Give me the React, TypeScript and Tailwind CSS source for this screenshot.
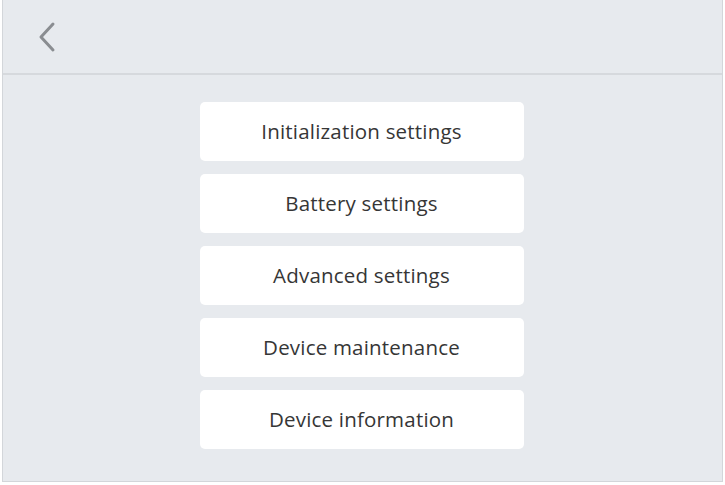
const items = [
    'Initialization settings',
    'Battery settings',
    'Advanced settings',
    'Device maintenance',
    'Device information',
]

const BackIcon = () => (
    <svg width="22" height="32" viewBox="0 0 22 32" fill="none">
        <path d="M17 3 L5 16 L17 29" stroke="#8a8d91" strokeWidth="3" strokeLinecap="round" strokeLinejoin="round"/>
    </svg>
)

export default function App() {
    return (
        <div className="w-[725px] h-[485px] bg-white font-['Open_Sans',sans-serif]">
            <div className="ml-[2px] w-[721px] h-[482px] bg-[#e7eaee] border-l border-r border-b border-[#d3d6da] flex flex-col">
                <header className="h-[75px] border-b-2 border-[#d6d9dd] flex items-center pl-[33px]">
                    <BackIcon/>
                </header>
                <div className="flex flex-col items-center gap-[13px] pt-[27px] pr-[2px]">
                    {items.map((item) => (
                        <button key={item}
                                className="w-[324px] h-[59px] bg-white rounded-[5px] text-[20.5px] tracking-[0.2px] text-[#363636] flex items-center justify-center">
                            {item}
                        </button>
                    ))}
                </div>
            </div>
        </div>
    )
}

****************

Instructions for the task: Images in the data above are to be skipped. Retype all other material exactly.

Result of the exercise:
Give me the React, TypeScript and Tailwind CSS source for this screenshot.
const items = [
    'Initialization settings',
    'Battery settings',
    'Advanced settings',
    'Device maintenance',
    'Device information',
]

const BackIcon = () => (
    <svg width="22" height="32" viewBox="0 0 22 32" fill="none">
        <path d="M17 3 L5 16 L17 29" stroke="#8a8d91" strokeWidth="3" strokeLinecap="round" strokeLinejoin="round"/>
    </svg>
)

export default function App() {
    return (
        <div className="w-[725px] h-[485px] bg-white font-['Open_Sans',sans-serif]">
            <div className="ml-[2px] w-[721px] h-[482px] bg-[#e7eaee] border-l border-r border-b border-[#d3d6da] flex flex-col">
                <header className="h-[75px] border-b-2 border-[#d6d9dd] flex items-center pl-[33px]">
                    <BackIcon/>
                </header>
                <div className="flex flex-col items-center gap-[13px] pt-[27px] pr-[2px]">
                    {items.map((item) => (
                        <button key={item}
                                className="w-[324px] h-[59px] bg-white rounded-[5px] text-[20.5px] tracking-[0.2px] text-[#363636] flex items-center justify-center">
                            {item}
                        </button>
                    ))}
                </div>
            </div>
        </div>
    )
}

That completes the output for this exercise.